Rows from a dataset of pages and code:
▼▼▼
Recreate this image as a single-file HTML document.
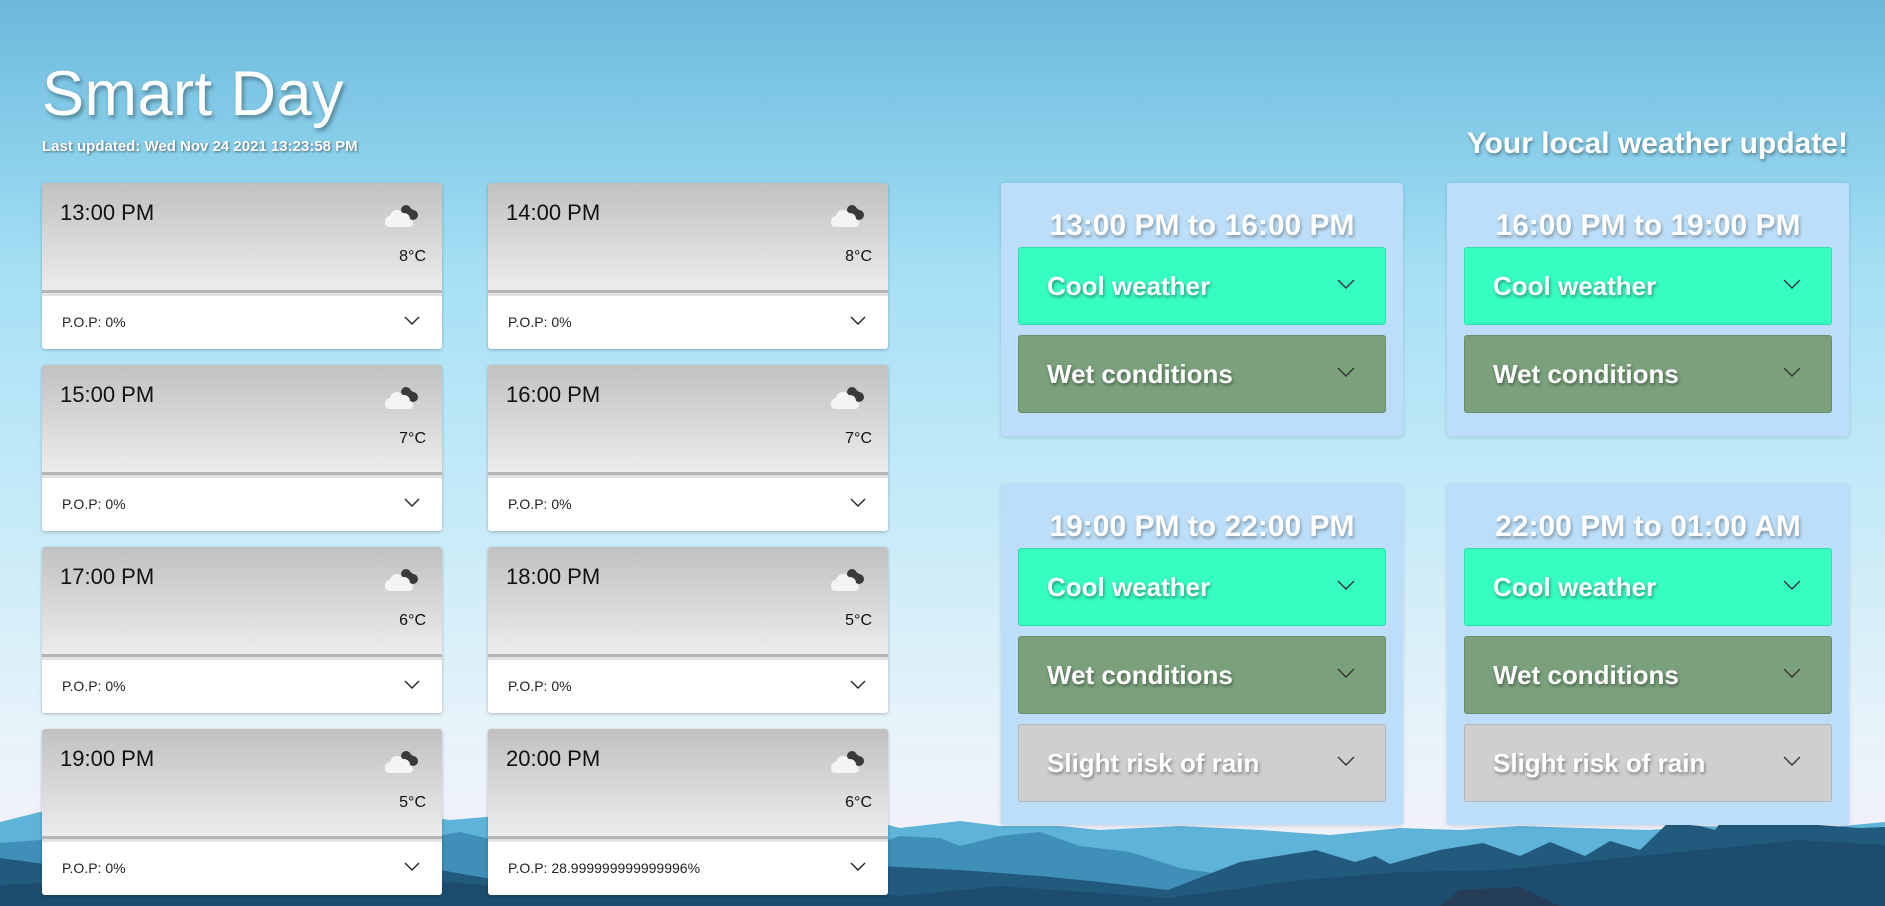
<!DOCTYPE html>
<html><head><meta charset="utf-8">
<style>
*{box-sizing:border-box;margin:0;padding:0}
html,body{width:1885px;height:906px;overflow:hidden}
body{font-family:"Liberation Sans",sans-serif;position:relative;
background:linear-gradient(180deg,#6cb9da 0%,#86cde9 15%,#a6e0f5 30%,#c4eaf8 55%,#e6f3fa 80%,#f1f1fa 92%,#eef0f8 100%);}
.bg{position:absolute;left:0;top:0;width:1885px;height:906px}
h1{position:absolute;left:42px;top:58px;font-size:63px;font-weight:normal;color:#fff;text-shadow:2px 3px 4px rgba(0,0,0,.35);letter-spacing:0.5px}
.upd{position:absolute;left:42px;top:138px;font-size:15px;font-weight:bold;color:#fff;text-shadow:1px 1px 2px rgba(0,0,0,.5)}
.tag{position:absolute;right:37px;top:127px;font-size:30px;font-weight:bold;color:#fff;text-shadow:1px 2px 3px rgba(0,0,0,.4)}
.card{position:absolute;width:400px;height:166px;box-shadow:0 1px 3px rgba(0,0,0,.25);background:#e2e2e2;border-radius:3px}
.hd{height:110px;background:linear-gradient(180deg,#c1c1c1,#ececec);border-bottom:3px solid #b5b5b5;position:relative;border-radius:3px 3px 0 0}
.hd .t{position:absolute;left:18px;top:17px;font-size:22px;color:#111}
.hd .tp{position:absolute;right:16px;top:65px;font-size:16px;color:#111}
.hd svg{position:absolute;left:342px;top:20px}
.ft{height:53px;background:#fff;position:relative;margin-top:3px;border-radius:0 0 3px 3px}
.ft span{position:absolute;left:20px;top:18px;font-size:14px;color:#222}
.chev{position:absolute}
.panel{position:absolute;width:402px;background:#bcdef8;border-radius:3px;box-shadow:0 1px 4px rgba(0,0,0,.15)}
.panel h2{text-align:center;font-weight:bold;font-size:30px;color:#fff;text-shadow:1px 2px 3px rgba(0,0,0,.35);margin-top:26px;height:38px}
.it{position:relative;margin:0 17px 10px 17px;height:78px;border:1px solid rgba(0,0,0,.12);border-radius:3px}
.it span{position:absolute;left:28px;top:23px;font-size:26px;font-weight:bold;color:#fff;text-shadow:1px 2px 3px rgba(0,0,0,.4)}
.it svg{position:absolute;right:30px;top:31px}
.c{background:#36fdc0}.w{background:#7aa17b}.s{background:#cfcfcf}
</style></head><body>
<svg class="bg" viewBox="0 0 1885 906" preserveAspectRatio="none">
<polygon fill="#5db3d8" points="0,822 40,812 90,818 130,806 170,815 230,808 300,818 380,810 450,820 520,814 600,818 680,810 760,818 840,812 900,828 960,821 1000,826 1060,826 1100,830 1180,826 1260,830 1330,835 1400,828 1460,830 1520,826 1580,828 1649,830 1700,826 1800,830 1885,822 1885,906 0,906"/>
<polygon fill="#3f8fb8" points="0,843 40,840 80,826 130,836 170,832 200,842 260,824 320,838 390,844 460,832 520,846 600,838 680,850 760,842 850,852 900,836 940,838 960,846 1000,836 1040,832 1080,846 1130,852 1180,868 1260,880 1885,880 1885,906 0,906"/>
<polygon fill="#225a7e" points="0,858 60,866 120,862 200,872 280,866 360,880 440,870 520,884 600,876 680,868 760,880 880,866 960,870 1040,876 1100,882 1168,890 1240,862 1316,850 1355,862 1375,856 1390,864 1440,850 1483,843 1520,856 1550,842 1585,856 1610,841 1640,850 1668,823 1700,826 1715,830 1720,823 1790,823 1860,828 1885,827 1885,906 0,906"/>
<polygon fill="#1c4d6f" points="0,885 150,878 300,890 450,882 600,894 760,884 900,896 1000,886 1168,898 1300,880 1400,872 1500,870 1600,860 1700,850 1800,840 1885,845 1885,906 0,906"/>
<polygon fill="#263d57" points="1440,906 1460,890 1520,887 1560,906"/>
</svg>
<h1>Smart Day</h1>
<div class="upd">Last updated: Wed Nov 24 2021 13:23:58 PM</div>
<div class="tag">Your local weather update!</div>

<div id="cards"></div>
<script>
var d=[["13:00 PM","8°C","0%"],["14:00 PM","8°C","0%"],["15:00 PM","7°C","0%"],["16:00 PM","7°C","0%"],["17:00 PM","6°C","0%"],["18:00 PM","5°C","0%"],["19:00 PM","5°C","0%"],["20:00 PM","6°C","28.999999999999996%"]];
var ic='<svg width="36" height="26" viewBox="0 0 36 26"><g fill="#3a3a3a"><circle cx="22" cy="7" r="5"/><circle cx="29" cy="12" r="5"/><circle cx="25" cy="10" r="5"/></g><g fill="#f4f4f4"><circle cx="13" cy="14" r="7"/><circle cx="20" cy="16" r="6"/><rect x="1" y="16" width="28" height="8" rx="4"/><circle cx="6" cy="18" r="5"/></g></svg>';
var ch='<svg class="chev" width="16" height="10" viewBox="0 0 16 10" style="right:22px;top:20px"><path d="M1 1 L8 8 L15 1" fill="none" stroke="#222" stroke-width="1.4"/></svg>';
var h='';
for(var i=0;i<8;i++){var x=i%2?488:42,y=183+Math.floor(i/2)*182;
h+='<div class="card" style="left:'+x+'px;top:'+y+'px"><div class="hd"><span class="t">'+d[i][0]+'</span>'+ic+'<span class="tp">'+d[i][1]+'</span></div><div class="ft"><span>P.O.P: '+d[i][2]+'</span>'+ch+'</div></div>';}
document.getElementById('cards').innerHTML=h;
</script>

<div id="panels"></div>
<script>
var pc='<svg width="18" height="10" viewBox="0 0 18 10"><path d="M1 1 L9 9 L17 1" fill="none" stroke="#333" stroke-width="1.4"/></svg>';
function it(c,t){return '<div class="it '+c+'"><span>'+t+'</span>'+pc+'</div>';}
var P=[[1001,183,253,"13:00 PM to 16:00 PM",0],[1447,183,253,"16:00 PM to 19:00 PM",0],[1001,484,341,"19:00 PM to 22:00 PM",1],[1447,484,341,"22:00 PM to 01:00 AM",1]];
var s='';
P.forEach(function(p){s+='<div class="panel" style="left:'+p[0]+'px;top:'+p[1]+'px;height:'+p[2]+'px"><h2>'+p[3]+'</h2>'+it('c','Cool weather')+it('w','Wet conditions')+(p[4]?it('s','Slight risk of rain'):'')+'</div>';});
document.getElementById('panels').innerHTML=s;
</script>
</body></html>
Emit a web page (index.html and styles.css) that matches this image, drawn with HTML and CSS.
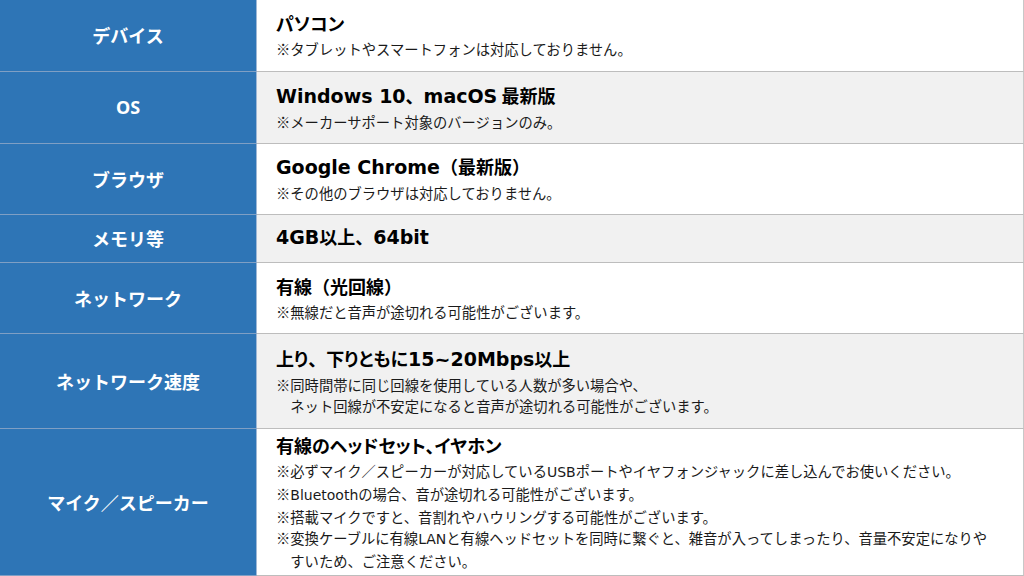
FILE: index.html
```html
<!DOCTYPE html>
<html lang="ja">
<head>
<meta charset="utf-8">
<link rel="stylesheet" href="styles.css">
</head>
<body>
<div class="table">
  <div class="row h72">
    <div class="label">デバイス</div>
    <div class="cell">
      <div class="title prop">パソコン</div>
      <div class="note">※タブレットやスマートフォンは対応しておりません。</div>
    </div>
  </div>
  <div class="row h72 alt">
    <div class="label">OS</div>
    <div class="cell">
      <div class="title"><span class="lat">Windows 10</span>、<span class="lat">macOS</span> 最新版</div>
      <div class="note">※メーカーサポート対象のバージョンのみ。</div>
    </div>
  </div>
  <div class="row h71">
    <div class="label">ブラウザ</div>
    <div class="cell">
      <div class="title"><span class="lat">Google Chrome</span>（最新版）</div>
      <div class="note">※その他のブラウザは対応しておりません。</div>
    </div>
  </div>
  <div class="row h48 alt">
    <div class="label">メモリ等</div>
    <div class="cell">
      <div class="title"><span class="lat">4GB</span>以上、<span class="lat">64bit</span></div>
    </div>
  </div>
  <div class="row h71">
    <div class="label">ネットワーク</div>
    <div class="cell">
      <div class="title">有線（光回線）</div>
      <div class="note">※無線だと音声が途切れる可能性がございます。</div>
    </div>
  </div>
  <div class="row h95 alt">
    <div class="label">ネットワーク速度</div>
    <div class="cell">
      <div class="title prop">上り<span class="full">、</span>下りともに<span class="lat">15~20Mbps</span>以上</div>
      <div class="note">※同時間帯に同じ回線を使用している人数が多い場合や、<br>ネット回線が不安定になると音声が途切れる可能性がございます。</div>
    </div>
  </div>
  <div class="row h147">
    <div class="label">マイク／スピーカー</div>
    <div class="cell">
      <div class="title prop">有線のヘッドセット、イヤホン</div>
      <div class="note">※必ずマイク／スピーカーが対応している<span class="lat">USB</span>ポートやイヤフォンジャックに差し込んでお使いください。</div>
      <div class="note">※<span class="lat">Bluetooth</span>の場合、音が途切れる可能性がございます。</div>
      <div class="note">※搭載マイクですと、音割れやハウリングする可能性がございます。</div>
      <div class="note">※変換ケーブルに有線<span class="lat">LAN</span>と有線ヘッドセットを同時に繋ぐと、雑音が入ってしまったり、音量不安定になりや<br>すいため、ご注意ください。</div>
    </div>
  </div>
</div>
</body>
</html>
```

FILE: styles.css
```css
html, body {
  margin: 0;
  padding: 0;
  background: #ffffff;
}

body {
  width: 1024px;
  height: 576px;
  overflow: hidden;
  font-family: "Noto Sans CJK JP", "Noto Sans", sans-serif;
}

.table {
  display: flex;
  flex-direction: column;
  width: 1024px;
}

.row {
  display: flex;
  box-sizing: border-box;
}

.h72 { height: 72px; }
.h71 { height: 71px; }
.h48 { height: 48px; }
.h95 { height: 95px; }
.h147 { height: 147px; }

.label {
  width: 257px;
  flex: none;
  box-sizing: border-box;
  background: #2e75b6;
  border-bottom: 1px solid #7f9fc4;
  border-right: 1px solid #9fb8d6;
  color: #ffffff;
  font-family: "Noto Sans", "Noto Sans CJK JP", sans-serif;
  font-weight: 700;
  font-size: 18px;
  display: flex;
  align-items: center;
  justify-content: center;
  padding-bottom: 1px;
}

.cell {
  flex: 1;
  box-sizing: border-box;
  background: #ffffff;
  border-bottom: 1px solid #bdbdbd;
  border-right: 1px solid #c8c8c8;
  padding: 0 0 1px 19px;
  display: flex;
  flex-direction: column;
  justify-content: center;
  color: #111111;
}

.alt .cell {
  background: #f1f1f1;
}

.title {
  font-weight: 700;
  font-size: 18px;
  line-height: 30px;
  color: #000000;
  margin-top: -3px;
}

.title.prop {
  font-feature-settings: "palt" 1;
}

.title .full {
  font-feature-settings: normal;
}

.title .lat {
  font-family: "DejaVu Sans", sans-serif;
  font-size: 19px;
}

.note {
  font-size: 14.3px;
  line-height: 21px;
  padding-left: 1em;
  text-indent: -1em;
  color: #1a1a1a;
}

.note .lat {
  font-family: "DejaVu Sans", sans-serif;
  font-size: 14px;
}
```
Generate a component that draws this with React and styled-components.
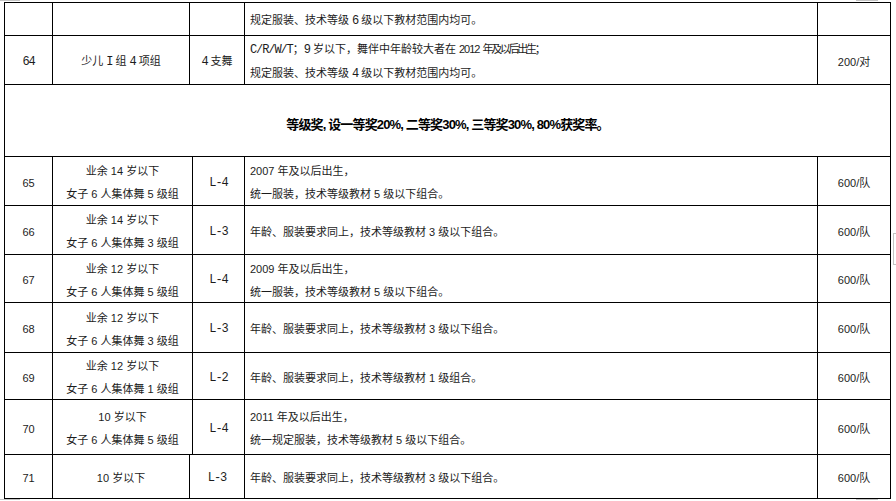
▲▲▲
_Work to complete:_ Identify each line holding the string "index", and copy it out.

_Correct response:_
Emit a web page (index.html and styles.css) that matches this image, drawn with HTML and CSS.
FILE: index.html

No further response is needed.